Beck slowed his pace and then came to a complete stop. He pondered the emblem for several seconds and thought about the tragedy it commemorated. Then he did an abrupt about-face and quickly retraced his steps to Fred Decluette and the safety director.

“Christ, this will make news.” Huff moved his lips as though clamping a cigarette between them. “The media will have a field day just like they did the last time someone got hurt on the job.”

From across the ICU room, Chris said, “Beck should have waited a few more days before telling you.”

Huff practically snarled. “Of course he should have told me. He should have told me last night, and not waited till this morning. It’s my foundry. It’s got my name on it. Would you rather me read about it in the newspaper? Hear it on the five o’clock news? I had to know, and Beck realized that.”
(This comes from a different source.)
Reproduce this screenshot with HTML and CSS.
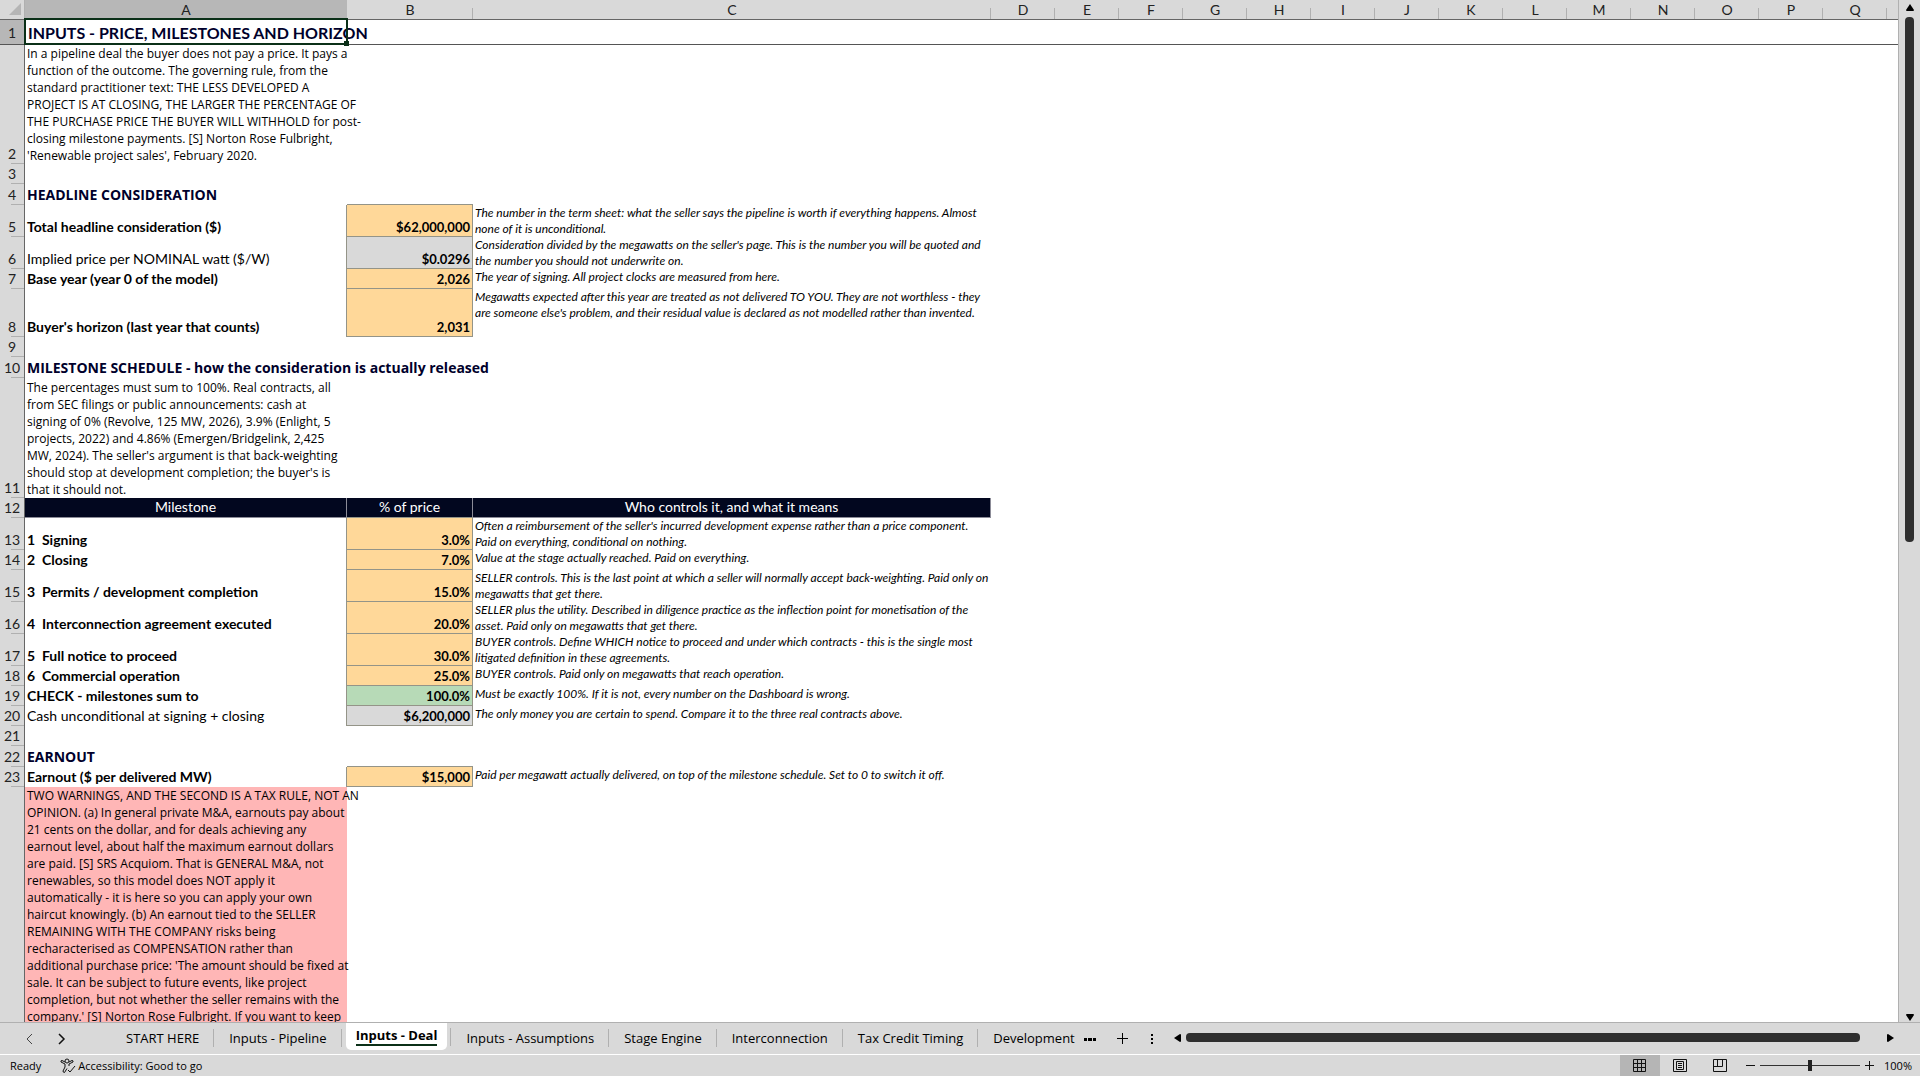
FILE: index.html
```
<!DOCTYPE html>
<html lang="en">
<head>
  <meta charset="UTF-8">
  <meta name="viewport" content="width=device-width, initial-scale=1.0">
  <title>Inputs - Deal</title>
  <link rel="stylesheet" href="styles.css">
</head>
<body>
  <!-- Grid and vertical scrollbar -->
  <main class="workspace">
    <div class="grid">
      <table class="sheet">
        <colgroup>
          <col class="col-num"><col class="col-a"><col class="col-b"><col class="col-c">
          <col class="col-std" span="14"><col>
        </colgroup>
        <thead>
          <tr>
            <th class="corner"><svg width="12" height="12" viewBox="0 0 12 12"><path d="M12 0v12H0z" fill="#b5b5b5"/></svg></th>
            <th class="active">A</th><th>B</th><th>C</th><th>D</th><th>E</th><th>F</th><th>G</th><th>H</th><th>I</th><th>J</th><th>K</th><th>L</th><th>M</th><th>N</th><th>O</th><th>P</th><th>Q</th><th class="last"></th>
          </tr>
        </thead>
        <tbody>
          <tr class="row-title"><th class="active">1</th><td class="title">INPUTS - PRICE, MILESTONES AND HORIZON<span class="selection"></span></td><td colspan="17"></td></tr>
          <tr class="row-note first"><th>2</th><td class="note">In a pipeline deal the buyer does not pay a price. It pays a<br>function of the outcome. The governing rule, from the<br>standard practitioner text: THE LESS DEVELOPED A<br>PROJECT IS AT CLOSING, THE LARGER THE PERCENTAGE OF<br>THE PURCHASE PRICE THE BUYER WILL WITHHOLD for post-<br>closing milestone payments. [S] Norton Rose Fulbright,<br>'Renewable project sales', February 2020.</td></tr>
          <tr><th>3</th></tr>
          <tr class="row-head"><th>4</th><td class="heading">HEADLINE CONSIDERATION</td></tr>
          <tr class="row-2"><th>5</th><td class="label">Total headline consideration ($)</td><td class="value">$62,000,000</td><td class="remark">The number in the term sheet: what the seller says the pipeline is worth if everything happens. Almost<br>none of it is unconditional.</td></tr>
          <tr class="row-2"><th>6</th><td>Implied price per NOMINAL watt ($/W)</td><td class="value calc">$0.0296</td><td class="remark">Consideration divided by the megawatts on the seller's page. This is the number you will be quoted and<br>the number you should not underwrite on.</td></tr>
          <tr><th>7</th><td class="label">Base year (year 0 of the model)</td><td class="value">2,026</td><td class="remark">The year of signing. All project clocks are measured from here.</td></tr>
          <tr class="row-3"><th>8</th><td class="label">Buyer's horizon (last year that counts)</td><td class="value">2,031</td><td class="remark">Megawatts expected after this year are treated as not delivered TO YOU. They are not worthless - they<br>are someone else's problem, and their residual value is declared as not modelled rather than invented.</td></tr>
          <tr><th>9</th></tr>
          <tr class="row-head"><th>10</th><td class="heading">MILESTONE SCHEDULE - how the consideration is actually released</td></tr>
          <tr class="row-note"><th>11</th><td class="note">The percentages must sum to 100%. Real contracts, all<br>from SEC filings or public announcements: cash at<br>signing of 0% (Revolve, 125 MW, 2026), 3.9% (Enlight, 5<br>projects, 2022) and 4.86% (Emergen/Bridgelink, 2,425<br>MW, 2024). The seller's argument is that back-weighting<br>should stop at development completion; the buyer's is<br>that it should not.</td></tr>
          <tr class="row-columns"><th>12</th><td>Milestone</td><td>% of price</td><td>Who controls it, and what it means</td></tr>
          <tr class="row-2"><th>13</th><td class="label">1&nbsp; Signing</td><td class="value">3.0%</td><td class="remark">Often a reimbursement of the seller's incurred development expense rather than a price component.<br>Paid on everything, conditional on nothing.</td></tr>
          <tr><th>14</th><td class="label">2&nbsp; Closing</td><td class="value">7.0%</td><td class="remark">Value at the stage actually reached. Paid on everything.</td></tr>
          <tr class="row-2"><th>15</th><td class="label">3&nbsp; Permits / development completion</td><td class="value">15.0%</td><td class="remark">SELLER controls. This is the last point at which a seller will normally accept back-weighting. Paid only on<br>megawatts that get there.</td></tr>
          <tr class="row-2"><th>16</th><td class="label">4&nbsp; Interconnection agreement executed</td><td class="value">20.0%</td><td class="remark">SELLER plus the utility. Described in diligence practice as the inflection point for monetisation of the<br>asset. Paid only on megawatts that get there.</td></tr>
          <tr class="row-2"><th>17</th><td class="label">5&nbsp; Full notice to proceed</td><td class="value">30.0%</td><td class="remark">BUYER controls. Define WHICH notice to proceed and under which contracts - this is the single most<br>litigated definition in these agreements.</td></tr>
          <tr><th>18</th><td class="label">6&nbsp; Commercial operation</td><td class="value">25.0%</td><td class="remark">BUYER controls. Paid only on megawatts that reach operation.</td></tr>
          <tr><th>19</th><td class="label">CHECK - milestones sum to</td><td class="value check">100.0%</td><td class="remark">Must be exactly 100%. If it is not, every number on the Dashboard is wrong.</td></tr>
          <tr><th>20</th><td>Cash unconditional at signing + closing</td><td class="value calc">$6,200,000</td><td class="remark">The only money you are certain to spend. Compare it to the three real contracts above.</td></tr>
          <tr><th>21</th></tr>
          <tr class="row-head"><th>22</th><td class="heading">EARNOUT</td></tr>
          <tr><th>23</th><td class="label">Earnout ($ per delivered MW)</td><td class="value">$15,000</td><td class="remark">Paid per megawatt actually delivered, on top of the milestone schedule. Set to 0 to switch it off.</td></tr>
          <tr class="row-warning"><th></th><td class="note warning">TWO WARNINGS, AND THE SECOND IS A TAX RULE, NOT AN<br>OPINION. (a) In general private M&amp;A, earnouts pay about<br>21 cents on the dollar, and for deals achieving any<br>earnout level, about half the maximum earnout dollars<br>are paid. [S] SRS Acquiom. That is GENERAL M&amp;A, not<br>renewables, so this model does NOT apply it<br>automatically - it is here so you can apply your own<br>haircut knowingly. (b) An earnout tied to the SELLER<br>REMAINING WITH THE COMPANY risks being<br>recharacterised as COMPENSATION rather than<br>additional purchase price: 'The amount should be fixed at<br>sale. It can be subject to future events, like project<br>completion, but not whether the seller remains with the<br>company.' [S] Norton Rose Fulbright. If you want to keep</td></tr>
        </tbody>
      </table>
    </div>
    <div class="vscroll">
      <button aria-label="Scroll up"><svg width="10" height="8" viewBox="0 0 10 8"><path d="M5 0l4 6q0 1-1 1H2Q1 7 1 6z"/></svg></button>
      <div class="vtrack"><div class="vthumb"></div></div>
      <button aria-label="Scroll down"><svg width="10" height="8" viewBox="0 0 10 8"><path d="M5 8L1 2q0-1 1-1h6q1 0 1 1z"/></svg></button>
    </div>
  </main>

  <!-- Sheet tabs -->
  <nav class="tabbar">
    <div class="tabs">
      <button class="step" aria-label="Previous sheet"><svg width="8" height="12" viewBox="0 0 8 12"><path d="M6 1L1 6l5 5" fill="none" stroke="#444"/></svg></button>
      <button class="step" aria-label="Next sheet"><svg width="8" height="12" viewBox="0 0 8 12"><path d="M1 1l5 5-5 5" fill="none" stroke="#111" stroke-width="1.500"/></svg></button>
      <div class="tab-list">
        <button class="tab">START HERE</button>
        <button class="tab">Inputs - Pipeline</button>
        <button class="tab current"><span>Inputs - Deal</span></button>
        <button class="tab">Inputs - Assumptions</button>
        <button class="tab">Stage Engine</button>
        <button class="tab">Interconnection</button>
        <button class="tab">Tax Credit Timing</button>
        <button class="tab">Development</button>
      </div>
    </div>
    <div class="tab-tools">
      <button aria-label="More sheets"><svg width="12" height="12" viewBox="0 0 12 12"><path d="M0 5h3v3H0zM4 5h4v3H4zM9 5h3v3H9z"/></svg></button>
      <button aria-label="New sheet"><svg width="12" height="12" viewBox="0 0 12 12"><path d="M5 0h1v11H5zM0 5h11v1H0z"/></svg></button>
      <button aria-label="Resize tabs"><svg width="4" height="12" viewBox="0 0 4 12"><path d="M1 1h2v2H1zM1 5h2v2H1zM1 9h2v2H1z"/></svg></button>
    </div>
    <div class="hscroll">
      <button aria-label="Scroll left"><svg width="8" height="10" viewBox="0 0 8 10"><path d="M0 5l6-4q1 0 1 1v6q0 1-1 1z"/></svg></button>
      <div class="htrack"><div class="hthumb"></div></div>
      <button aria-label="Scroll right"><svg width="8" height="10" viewBox="0 0 8 10"><path d="M8 5L2 1Q1 1 1 2v6q0 1 1 1z"/></svg></button>
    </div>
  </nav>

  <!-- Status bar -->
  <footer class="status">
    <span class="ready">Ready</span>
    <button class="access"><svg width="16" height="16" viewBox="0 0 16 16" fill="none" stroke="#111"><circle cx="7" cy="3" r="2"/><path d="M5 4L2 2.500Q.5 2.500 1 4l4 2v3l-2 4q0 1.500 1.500 1.500L7 10.500M9 4l3-1.500q1.500 0 1 1.500L9 6v2M8 12l2 2 5-6"/></svg>Accessibility: Good to go</button>
    <div class="views">
      <button class="on" aria-label="Normal"><svg width="14" height="14" viewBox="0 0 14 14"><path d="M.5.5h12v12H.5zM4.500.5v12M8.500.5v12M.5 4.500h12M.5 8.500h12"/></svg></button>
      <button aria-label="Page layout"><svg width="14" height="14" viewBox="0 0 14 14"><path d="M.5.5h13v12H.5zM3.500 2.500h7v8h-7zM5 4.500h4M5 6.500h4M5 8.500h4"/></svg></button>
      <button aria-label="Page break preview"><svg width="14" height="14" viewBox="0 0 14 14"><path d="M.5.5h13v12H.5zM4.500.5v7M9.500.5v7M.5 7.500h9"/></svg></button>
    </div>
    <div class="zoom">
      <button aria-label="Zoom out"><svg width="9" height="9" viewBox="0 0 9 9"><path d="M0 4.500h9"/></svg></button>
      <input type="range" min="0" max="200" value="100" aria-label="Zoom">
      <button aria-label="Zoom in"><svg width="9" height="9" viewBox="0 0 9 9"><path d="M0 4.500h9M4.500 0v9"/></svg></button>
      <span class="percent">100%</span>
    </div>
  </footer>
</body>
</html>
```
FILE: styles.css
```
* {
  box-sizing: border-box;
}
body {
  margin: 0;
  height: 100vh;
  display: flex;
  flex-direction: column;
  overflow: hidden;
  background: #d9d9d9;
  color: #000;
  font-family: Lato, Carlito, sans-serif;
  font-size: 14px;
}
button {
  display: flex;
  align-items: center;
  justify-content: center;
  padding: 0;
  border: 0;
  background: none;
  color: inherit;
  font: inherit;
}

/* Grid */
.workspace {
  flex: 1;
  min-height: 0;
  display: flex;
  border-bottom: 1px solid #b0b0b0;
}
.grid {
  flex: 1;
  min-width: 0;
  overflow: hidden;
  background: #fff;
  border-right: 1px solid #b0b0b0;
}
.sheet {
  width: 100%;
  table-layout: fixed;
  border-spacing: 0;
  line-height: 17px;
  white-space: nowrap;
}
.col-num { width: 25px; }
.col-a { width: 322px; }
.col-b { width: 126px; }
.col-c { width: 518px; }
.col-std { width: 64px; }
.sheet tr { height: 20px; }
.sheet .row-title { height: 25px; }
.sheet .row-head { height: 21px; }
.sheet .row-2 { height: 32px; }
.sheet .row-3 { height: 48px; }
.sheet .row-note { height: 120px; }
.sheet .first { height: 119px; }
.sheet th {
  padding: 0;
  font-weight: 400;
  color: #222;
}
.sheet td {
  padding: 0 2px 2px;
  vertical-align: bottom;
}

/* Column letters */
.sheet thead th {
  border-bottom: 1px solid #666;
  background: linear-gradient(#b0b0b0, #b0b0b0) right bottom / 1px 11px no-repeat #d9d9d9;
}
.sheet thead .corner {
  padding: 0 3px 1px 0;
  background: #d9d9d9;
  border-right: 1px solid #b0b0b0;
}
.corner svg {
  display: block;
  margin-left: auto;
}
.sheet thead .last {
  background: #d9d9d9;
}

/* Row numbers */
.sheet tbody th {
  padding-bottom: 2px;
  border-right: 1px solid #666;
  vertical-align: bottom;
  background: linear-gradient(#b0b0b0, #b0b0b0) right bottom / 13px 1px no-repeat #d9d9d9;
}
.sheet thead .active,
.sheet tbody .active {
  background: #b7b7b7;
}
.sheet .row-warning th {
  background: #d9d9d9;
}
.sheet .row-title th,
.sheet .row-title td {
  padding-bottom: 0;
  border-bottom: 1px solid #555;
  vertical-align: middle;
}

/* Cells */
.sheet .title {
  position: relative;
  padding-left: 3px;
  color: #00002b;
  font-size: 16px;
  font-weight: 700;
}
.selection {
  position: absolute;
  inset: -2px -1px -1px -1px;
  border: 2px solid #0b3018;
}
.selection::after {
  content: "";
  position: absolute;
  right: -3px;
  bottom: -3px;
  width: 5px;
  height: 5px;
  background: #0b3018;
}
.heading {
  color: #00002b;
  font-family: "Open Sans", "Noto Sans", sans-serif;
  font-weight: 700;
}
.label {
  font-weight: 700;
}
.sheet .note {
  padding-bottom: 0;
  font-family: "Open Sans", "Noto Sans", sans-serif;
  font-size: 12px;
}
.sheet .warning {
  background: #ffb6b6;
  vertical-align: top;
}
.sheet .value {
  padding-bottom: 0;
  border: solid #949488;
  border-width: 0 1px 1px 0;
  box-shadow: -1px 0 #949488, 0 -1px #949488;
  background: #ffd899;
  font-size: 13px;
  font-weight: 700;
  text-align: right;
}
.sheet .calc {
  background: #d9d9d9;
}
.sheet .check {
  background: #b7dab7;
}
.sheet .remark {
  padding-bottom: 0;
  font-size: 12px;
  line-height: 16px;
  font-style: italic;
  vertical-align: top;
}
.sheet .row-columns td {
  border: solid #8c8c98;
  border-width: 0 1px 1px 0;
  background: #02071f;
  color: #fff;
  text-align: center;
}

/* Vertical scrollbar */
.vscroll {
  width: 21px;
  display: flex;
  flex-direction: column;
  align-items: center;
  padding: 4px 0 1px;
}
.vtrack {
  flex: 1;
  padding: 5px 0;
}
.vthumb {
  width: 9px;
  height: 53%;
  border-radius: 4px;
  background: #2f2f2f;
}

/* Sheet tabs */
.tabbar,
.status {
  font-family: "Open Sans", "Noto Sans", sans-serif;
}
.tabbar {
  display: flex;
  height: 32px;
  border-bottom: 1px solid #fff;
}
.tabs {
  flex: 0 0 56%;
  display: flex;
  padding-left: 14px;
  overflow: hidden;
}
.step {
  flex: 0 0 32px;
}
.tab-list {
  display: flex;
  padding-left: 33px;
}
.tab {
  position: relative;
  flex: none;
  height: 31px;
  padding: 0 15px 2px;
  font-size: 13px;
}
.tab::after {
  content: "";
  position: absolute;
  right: 0;
  top: 6px;
  height: 18px;
  border-right: 1px solid #b0b0b0;
}
.tab.current {
  height: 28px;
  margin: -1px 4px 0;
  padding: 0 10px;
  border-radius: 0 0 5px 5px;
  background: #fff;
  font-weight: 700;
}
.tab.current::after {
  right: -4px;
}
.tab.current span {
  border-bottom: 2px solid #0b3018;
}
.tab-tools {
  display: flex;
  gap: 21px;
  padding: 0 20px 0 9px;
}
.hscroll {
  flex: 1;
  display: flex;
  align-items: center;
  padding: 0 26px 2px 0;
}
.htrack {
  flex: 1;
  padding: 0 26px 0 4px;
}
.hthumb {
  height: 9px;
  border-radius: 4px;
  background: #2f2f2f;
}

/* Status bar */
.status {
  display: flex;
  align-items: center;
  height: 21px;
  padding: 0 8px 0 10px;
  font-size: 11px;
}
.access {
  gap: 2px;
  margin-left: 19px;
}
.views {
  display: flex;
  margin-left: auto;
}
.views button {
  width: 40px;
  height: 21px;
}
.views .on {
  background: #b5b5b5;
}
.views svg,
.zoom svg {
  fill: none;
  stroke: #111;
}
.zoom {
  display: flex;
  align-items: center;
  gap: 5px;
  padding-left: 6px;
}
.zoom input {
  appearance: none;
  width: 100px;
  height: 12px;
  margin: 0;
  background: linear-gradient(#333, #333) center / 100% 1px no-repeat;
}
.zoom input::-webkit-slider-thumb {
  appearance: none;
  width: 4px;
  height: 11px;
  background: #222;
}
.percent {
  padding-left: 5px;
}
```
Chris noted that Beck had remained silent while Huff ranted over the news of Billy Paulik’s accident. Although Beck had had to break the bad news to Huff, Huff wasn’t ready to shoot the messenger. Rather, Beck had his wholehearted approval and trust, and to Chris that was a bit galling.

“Paulik’s medical bills will be through the roof,” Huff said. “The premiums on our workmen’s comp insurance will go up because of this.”

“Mrs. Paulik may not file,” Beck said, speaking for the first time. “She told me she wasn’t going to.”

Huff reeled off a stream of vulgarities. He knew what Alicia Paulik’s failure to file an insurance claim portended for Hoyle Enterprises, and so did Chris. He was perturbed with Beck for springing this on them. “Why didn’t you tell me this last night?”

“You didn’t ask.”

“I shouldn’t have had to ask, and I resent the omission.”

“We were both exhausted, Chris. It had already been a hellish day. I didn’t feel like going into it.”

Huff cut their argument short by asking, “You think she intends to sue us, Beck?”

“That was her line last night. She may have changed her mind by now. I hope so.”

“If she sues, how much do you think it’ll cost us?”